Alain Corneau's many close-up shots and extreme close-up shots bring intimacy between the characters and the viewer, producing an intimate contact with the actors' deepest feelings, which could not possibly be rendered by dialogue. This requires the outstanding acting of the two actor-musicians, especially during their music-playing scenes.

The film is an ode to the inner beauty and the meaning of music, and its main theme is the love of music. All the characters in the film are connected to music. At first, there is a divergence of views between the two protagonists as to the purpose of music and of being a musician. However, Savall chose "Le tombeau des regrets," the piece Sainte Colombe composed for his dead wife, for Marais' "last/first" lesson from his Master, which they play together in a mutual understanding. Their antagonism resolves itself in a final confrontation, which turns out to be a reconciliation, as Marais finally understand the true meaning of music and that of being a musician.

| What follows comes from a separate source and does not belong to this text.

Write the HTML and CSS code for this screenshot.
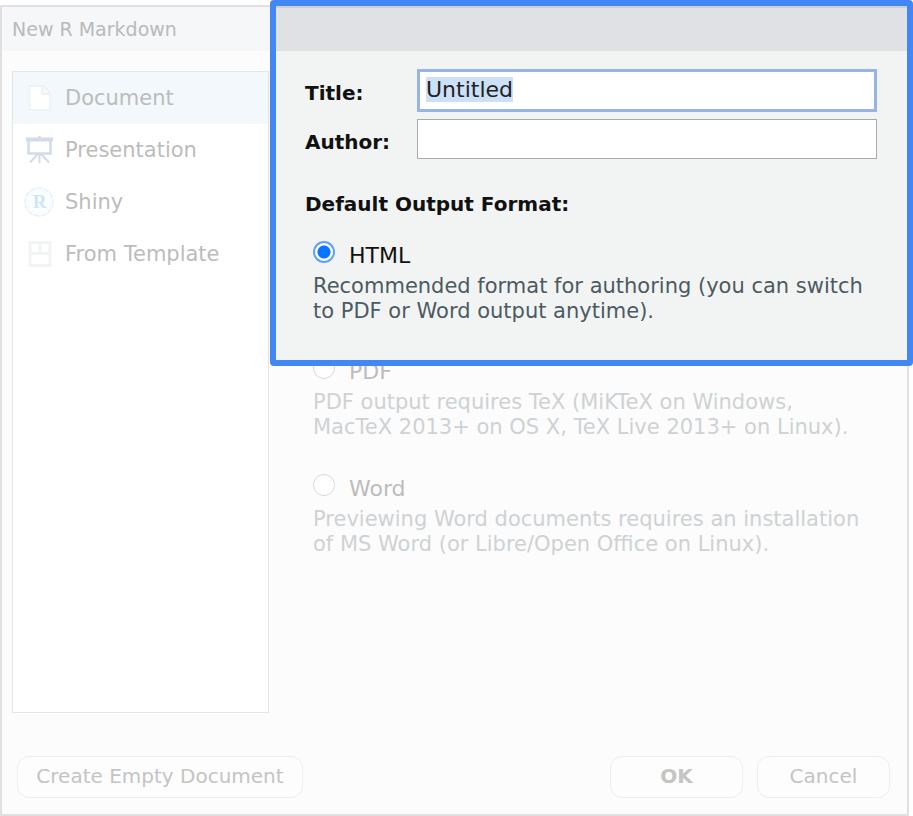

Another theme is Death. The first images of Sainte Colombe, showing him playing his viol at the bedside of his dead friend, identify him with funeral music. This baroque theme of the juxtaposition of life and death permeates the whole film. The type of painting by Lubin Baugin ("Still Life on the Chessboard") was called a "vanity," a popular genre in the Baroque era, especially in Holland, and had a symbolic value connected to the Ecclesiastic quotation "vanitas vanitatis," -- vanity of vanity, all is vanity, which is in keeping with this particular theme. The message is to meditate on the world's pleasure as death threatens. The opposition between life and death appears in the duality between the two sisters; one chooses life and the other chooses death. The wife's death leads Sainte Colombe to close himself from the world and compose "Le tombeau des regrets." And it is Madeleine's death which leads Marais to reaching his full potential as a composer. As such, death proves to be a source of life, and art makes it possible to revive the beloved. As Orpheus with his lyre, Sainte Colombe with his viol is able to recall his dead wife from Hades.

All the Mornings of the World is an exquisite film, with great acting, great cinematography and atmosphere, and of course great music, which will certainly appeal to music and history enthusiasts, but also to people eager for new aesthetic experiences.